Our Dependence on the Bill of Rights

The Bill of Rights continues to stand to defend our individual rights within the United States. In Doctrow's "Little Brother" these individual liberties are compromised when a bombing attack occurs in the town. As security in the town of the novel saw a severe increase, privacy rights were jeopardized as a result. In Marcus's history class, there was a contentious debate regarding the suspension of the Bill of Rights at times when safety is more important. Marcus believed that these individual liberties should never be compromised while his new teacher and enemy in the class, Charles, believed that security should always be the priority. They further went on to argue regarding the origin and purpose of the Bill of Rights. While Marcus believed its purpose was to keep the government in check, the teacher and Charles believed it was an outdated form used to oust the Kings at the time when it was created. As a result of Marcus's argument, he gets sent into the principle's office where he is reprimanded for exercising his first amendment in class.

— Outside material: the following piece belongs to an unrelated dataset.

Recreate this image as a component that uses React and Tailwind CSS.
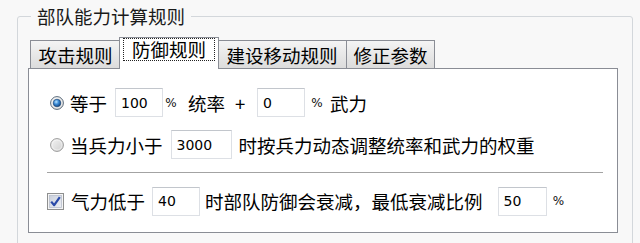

While I have always been an advocate for free speech, my view on privacy rights changed throughout reading the novel. Prior to reading this novel, I agreed that it is necessary to compromise certain liberties in order to ensure our safety. However, learning about all the ways our privacy has been compromised without our knowledge, and the ease in which more of our rights can be infringed upon has caused me to have a deeper appreciation for the Bill of Rights. In specific regard to the Fourth Amendment, while our safety is essential, more government security measures can only ensure our safety to an extent. Furthermore, I found myself siding with Marcus in that America is a place for freedom, and although our safety is vital, once we let the government infringe on our rights there is no assured stopping point. Even if measures do get out of control, the Bill of Rights encourages us to challenge the government to ensure our democracy is kept in check. The Bill of Rights was written to defend us so why work against it?